Goal of the exercise: Show each line from the listing that includes the word "this".

Given material:
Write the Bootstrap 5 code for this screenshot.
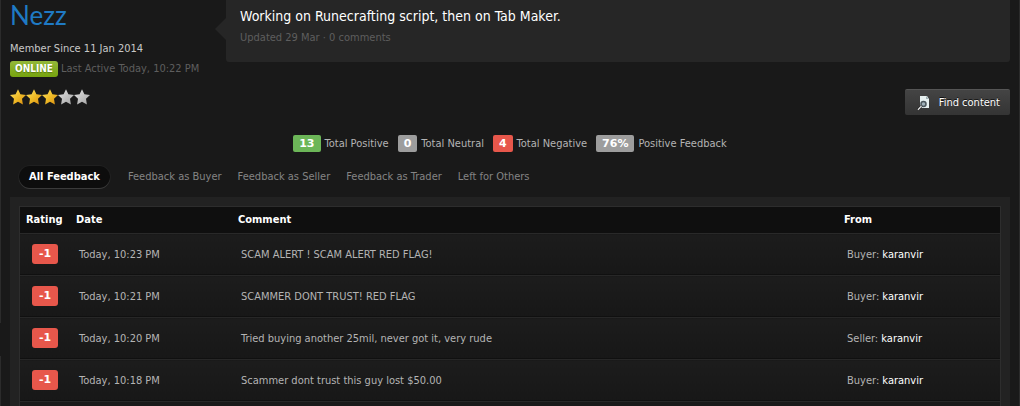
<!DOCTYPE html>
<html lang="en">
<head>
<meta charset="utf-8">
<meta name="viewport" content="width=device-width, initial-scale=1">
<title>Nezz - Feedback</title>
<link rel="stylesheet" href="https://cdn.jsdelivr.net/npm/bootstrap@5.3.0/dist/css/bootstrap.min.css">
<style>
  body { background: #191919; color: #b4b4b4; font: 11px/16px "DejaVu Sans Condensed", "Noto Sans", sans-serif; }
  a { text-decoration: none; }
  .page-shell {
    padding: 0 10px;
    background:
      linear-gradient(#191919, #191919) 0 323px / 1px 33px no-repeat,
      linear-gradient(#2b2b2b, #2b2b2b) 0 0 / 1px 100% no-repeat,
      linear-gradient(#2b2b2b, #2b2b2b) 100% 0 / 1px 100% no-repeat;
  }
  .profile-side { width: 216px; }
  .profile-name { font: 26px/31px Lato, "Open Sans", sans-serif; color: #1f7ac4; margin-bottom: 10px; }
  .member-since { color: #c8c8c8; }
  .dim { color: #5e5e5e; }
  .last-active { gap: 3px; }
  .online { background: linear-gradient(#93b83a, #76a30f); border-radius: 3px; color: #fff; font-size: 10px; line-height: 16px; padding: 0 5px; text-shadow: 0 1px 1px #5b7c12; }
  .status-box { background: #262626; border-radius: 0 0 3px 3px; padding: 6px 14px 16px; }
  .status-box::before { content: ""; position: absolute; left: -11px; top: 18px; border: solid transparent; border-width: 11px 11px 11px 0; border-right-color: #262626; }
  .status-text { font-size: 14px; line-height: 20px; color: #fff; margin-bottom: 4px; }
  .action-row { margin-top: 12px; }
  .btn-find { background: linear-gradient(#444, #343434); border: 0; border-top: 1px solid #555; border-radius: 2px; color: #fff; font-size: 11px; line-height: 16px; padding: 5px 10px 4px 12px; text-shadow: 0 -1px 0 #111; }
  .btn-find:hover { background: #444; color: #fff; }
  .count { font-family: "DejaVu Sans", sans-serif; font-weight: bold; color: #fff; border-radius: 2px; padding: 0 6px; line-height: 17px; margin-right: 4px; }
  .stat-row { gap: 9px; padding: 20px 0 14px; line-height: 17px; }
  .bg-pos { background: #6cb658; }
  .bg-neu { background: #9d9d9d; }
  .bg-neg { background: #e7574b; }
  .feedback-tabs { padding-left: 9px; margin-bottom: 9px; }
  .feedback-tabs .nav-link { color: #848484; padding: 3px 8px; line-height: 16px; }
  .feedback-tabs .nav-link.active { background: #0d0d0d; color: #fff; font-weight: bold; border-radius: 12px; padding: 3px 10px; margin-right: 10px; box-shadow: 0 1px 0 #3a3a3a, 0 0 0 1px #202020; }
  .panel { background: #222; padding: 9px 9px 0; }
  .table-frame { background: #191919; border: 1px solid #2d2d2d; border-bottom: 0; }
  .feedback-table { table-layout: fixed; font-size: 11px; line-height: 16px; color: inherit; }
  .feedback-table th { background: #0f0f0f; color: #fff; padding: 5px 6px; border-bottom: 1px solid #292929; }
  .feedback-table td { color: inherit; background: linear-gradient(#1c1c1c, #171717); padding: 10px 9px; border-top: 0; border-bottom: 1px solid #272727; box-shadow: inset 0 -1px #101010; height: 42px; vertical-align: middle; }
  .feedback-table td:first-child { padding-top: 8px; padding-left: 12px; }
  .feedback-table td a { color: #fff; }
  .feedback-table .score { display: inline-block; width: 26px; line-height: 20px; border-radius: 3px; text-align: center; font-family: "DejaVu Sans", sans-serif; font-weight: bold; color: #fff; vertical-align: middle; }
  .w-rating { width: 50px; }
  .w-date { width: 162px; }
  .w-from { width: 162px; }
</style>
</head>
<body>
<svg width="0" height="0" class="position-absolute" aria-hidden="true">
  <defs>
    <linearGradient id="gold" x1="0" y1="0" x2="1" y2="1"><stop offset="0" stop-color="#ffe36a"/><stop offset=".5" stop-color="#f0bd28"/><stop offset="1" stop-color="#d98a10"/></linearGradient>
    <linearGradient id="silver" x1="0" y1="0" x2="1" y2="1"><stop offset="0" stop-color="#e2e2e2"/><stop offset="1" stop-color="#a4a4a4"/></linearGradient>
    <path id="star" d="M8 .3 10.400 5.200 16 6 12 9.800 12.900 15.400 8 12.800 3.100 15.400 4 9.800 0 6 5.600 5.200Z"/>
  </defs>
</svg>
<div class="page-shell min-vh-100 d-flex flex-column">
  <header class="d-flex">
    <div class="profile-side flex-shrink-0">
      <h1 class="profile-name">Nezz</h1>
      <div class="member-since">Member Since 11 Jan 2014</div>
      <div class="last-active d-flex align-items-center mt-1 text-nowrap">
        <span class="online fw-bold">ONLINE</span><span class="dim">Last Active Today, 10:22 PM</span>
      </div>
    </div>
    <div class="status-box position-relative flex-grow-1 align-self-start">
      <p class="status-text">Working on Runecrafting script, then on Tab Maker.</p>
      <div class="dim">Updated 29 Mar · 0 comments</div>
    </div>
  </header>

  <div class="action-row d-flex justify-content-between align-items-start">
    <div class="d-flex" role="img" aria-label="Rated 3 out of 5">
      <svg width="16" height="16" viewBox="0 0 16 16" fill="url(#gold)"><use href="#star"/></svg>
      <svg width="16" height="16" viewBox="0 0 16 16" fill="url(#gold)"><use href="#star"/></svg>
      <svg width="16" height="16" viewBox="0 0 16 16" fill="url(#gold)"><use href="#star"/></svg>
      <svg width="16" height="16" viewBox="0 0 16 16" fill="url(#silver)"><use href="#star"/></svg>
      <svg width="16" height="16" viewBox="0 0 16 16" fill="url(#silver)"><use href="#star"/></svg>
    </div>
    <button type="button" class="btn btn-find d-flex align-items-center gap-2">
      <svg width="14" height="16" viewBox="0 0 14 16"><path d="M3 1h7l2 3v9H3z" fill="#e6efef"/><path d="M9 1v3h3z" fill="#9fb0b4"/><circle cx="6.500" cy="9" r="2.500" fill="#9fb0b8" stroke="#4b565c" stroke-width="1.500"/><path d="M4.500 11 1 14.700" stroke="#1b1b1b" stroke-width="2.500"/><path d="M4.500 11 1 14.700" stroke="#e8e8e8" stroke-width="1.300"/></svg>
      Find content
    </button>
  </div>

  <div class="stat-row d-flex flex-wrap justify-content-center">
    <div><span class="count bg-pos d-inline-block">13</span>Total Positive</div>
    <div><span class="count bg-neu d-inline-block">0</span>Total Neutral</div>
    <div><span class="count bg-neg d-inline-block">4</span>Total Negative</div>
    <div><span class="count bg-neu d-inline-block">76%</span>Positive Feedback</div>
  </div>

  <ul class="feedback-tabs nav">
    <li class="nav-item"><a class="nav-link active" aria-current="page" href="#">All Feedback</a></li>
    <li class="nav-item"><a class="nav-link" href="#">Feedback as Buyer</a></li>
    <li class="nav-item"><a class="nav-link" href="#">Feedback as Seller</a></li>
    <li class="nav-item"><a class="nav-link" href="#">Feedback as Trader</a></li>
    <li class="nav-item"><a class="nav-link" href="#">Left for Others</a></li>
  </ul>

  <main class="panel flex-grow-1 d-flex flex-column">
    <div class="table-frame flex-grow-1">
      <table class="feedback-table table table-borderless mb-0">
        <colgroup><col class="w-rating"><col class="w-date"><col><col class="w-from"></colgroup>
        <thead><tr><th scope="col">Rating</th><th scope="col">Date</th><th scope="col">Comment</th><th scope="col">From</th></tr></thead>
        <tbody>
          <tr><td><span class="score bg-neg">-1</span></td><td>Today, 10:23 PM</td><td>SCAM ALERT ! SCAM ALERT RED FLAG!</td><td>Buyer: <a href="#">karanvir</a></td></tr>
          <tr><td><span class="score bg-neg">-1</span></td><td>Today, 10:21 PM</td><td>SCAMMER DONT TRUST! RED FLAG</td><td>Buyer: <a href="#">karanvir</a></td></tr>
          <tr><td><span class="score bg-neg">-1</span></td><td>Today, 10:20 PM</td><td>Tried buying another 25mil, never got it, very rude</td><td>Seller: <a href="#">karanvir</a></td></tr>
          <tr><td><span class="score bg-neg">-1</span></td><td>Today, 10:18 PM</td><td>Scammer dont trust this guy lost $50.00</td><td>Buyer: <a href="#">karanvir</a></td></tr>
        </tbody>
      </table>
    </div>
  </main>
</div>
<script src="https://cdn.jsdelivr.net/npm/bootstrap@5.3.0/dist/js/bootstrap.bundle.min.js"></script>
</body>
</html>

Complete answer:
Write the Bootstrap 5 code for this screenshot.
          <tr><td><span class="score bg-neg">-1</span></td><td>Today, 10:18 PM</td><td>Scammer dont trust this guy lost $50.00</td><td>Buyer: <a href="#">karanvir</a></td></tr>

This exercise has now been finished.